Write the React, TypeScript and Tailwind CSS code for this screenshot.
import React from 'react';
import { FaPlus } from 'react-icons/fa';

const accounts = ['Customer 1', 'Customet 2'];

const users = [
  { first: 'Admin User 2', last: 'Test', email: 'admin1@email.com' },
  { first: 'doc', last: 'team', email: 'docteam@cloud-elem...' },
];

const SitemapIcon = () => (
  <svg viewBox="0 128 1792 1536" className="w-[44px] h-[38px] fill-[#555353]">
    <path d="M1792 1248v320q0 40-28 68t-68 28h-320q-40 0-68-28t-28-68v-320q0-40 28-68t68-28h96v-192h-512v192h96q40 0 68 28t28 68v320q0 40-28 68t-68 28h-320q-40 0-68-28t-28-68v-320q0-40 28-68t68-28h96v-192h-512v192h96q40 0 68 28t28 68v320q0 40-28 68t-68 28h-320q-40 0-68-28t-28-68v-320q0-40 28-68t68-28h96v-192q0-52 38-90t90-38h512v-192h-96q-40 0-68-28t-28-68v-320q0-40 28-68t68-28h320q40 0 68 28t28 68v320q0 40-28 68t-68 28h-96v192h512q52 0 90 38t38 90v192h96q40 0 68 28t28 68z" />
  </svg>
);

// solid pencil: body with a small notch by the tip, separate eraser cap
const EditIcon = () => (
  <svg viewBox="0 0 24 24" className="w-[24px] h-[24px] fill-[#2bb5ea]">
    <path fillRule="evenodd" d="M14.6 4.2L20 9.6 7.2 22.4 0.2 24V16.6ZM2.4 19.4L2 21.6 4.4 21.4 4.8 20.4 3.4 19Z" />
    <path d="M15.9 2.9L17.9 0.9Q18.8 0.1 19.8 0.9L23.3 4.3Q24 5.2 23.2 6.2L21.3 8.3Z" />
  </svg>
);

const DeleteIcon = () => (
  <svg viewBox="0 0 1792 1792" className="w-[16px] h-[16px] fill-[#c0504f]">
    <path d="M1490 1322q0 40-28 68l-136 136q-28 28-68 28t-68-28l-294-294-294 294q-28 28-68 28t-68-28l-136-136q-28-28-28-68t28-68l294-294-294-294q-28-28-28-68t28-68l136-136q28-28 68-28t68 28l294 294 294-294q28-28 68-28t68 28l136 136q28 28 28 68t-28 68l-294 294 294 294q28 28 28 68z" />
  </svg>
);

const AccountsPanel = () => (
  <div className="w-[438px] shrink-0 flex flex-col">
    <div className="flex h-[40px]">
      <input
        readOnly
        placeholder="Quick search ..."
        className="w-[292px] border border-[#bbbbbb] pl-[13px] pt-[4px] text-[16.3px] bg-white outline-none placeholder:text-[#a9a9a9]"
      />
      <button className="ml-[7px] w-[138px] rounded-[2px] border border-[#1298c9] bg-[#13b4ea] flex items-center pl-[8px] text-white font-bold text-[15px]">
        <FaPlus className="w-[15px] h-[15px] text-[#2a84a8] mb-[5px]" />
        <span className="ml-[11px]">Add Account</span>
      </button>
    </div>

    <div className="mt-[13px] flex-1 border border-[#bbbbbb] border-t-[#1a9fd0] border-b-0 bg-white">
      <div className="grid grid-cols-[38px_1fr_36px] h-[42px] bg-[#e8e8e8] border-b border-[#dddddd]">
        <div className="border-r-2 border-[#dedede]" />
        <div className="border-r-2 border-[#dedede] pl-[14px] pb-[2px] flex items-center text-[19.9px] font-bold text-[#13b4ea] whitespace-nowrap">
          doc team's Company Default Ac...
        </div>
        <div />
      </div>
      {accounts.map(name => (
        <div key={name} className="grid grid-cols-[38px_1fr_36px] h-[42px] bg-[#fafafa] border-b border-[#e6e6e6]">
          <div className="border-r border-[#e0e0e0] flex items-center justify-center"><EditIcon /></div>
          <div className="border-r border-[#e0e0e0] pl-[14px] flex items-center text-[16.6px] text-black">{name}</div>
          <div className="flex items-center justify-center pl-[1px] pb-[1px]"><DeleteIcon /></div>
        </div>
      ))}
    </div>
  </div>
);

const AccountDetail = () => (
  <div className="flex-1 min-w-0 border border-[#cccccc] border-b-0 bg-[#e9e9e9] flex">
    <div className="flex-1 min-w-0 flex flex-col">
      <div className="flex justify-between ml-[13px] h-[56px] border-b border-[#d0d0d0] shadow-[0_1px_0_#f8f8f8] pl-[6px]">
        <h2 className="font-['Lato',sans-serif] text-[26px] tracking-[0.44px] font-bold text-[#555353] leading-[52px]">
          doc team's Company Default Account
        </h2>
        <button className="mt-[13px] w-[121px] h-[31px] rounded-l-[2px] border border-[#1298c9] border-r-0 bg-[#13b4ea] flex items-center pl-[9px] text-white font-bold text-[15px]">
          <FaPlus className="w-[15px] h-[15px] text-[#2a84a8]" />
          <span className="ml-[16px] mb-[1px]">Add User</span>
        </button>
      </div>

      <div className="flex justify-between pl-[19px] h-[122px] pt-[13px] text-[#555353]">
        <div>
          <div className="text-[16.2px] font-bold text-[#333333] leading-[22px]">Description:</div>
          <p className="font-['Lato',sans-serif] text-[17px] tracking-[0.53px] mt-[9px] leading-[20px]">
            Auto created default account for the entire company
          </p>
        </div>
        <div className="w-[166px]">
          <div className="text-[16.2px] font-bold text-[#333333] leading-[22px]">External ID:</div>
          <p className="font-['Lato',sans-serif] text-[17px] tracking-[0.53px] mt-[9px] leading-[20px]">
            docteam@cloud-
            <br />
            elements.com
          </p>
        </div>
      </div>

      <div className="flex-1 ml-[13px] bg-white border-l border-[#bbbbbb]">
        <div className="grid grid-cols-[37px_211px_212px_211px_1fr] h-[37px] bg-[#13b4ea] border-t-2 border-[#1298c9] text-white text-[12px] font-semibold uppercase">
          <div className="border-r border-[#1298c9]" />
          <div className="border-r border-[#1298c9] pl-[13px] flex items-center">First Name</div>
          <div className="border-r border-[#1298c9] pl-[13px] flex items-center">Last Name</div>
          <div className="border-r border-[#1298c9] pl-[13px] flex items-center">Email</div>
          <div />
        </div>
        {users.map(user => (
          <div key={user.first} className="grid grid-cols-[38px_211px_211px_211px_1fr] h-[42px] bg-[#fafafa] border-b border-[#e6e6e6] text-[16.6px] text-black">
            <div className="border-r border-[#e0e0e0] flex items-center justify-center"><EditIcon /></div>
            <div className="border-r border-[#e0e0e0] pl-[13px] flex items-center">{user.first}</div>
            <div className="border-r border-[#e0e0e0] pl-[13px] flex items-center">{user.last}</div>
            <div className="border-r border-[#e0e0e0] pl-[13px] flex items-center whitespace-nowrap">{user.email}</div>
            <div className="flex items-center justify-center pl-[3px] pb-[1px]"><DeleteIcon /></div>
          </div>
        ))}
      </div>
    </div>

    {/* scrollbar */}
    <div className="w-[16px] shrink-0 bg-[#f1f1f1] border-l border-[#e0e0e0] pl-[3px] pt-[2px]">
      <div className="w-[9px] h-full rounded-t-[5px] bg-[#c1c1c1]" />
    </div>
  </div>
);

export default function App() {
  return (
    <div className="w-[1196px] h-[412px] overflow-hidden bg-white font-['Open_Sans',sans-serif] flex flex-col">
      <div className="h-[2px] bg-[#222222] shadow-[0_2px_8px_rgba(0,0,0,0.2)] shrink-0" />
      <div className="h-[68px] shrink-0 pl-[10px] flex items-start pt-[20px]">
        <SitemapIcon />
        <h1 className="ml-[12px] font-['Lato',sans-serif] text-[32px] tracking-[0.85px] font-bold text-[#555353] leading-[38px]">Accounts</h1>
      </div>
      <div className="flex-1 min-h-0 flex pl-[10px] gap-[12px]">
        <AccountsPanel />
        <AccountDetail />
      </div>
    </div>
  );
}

> What you need to do: Please reproduce exactly the lines above, beginning with the first and ending with the line that contains "const accounts = ['Customer", and include nothing outside that range.

> Task solution:
Write the React, TypeScript and Tailwind CSS code for this screenshot.
import React from 'react';
import { FaPlus } from 'react-icons/fa';

const accounts = ['Customer 1', 'Customet 2'];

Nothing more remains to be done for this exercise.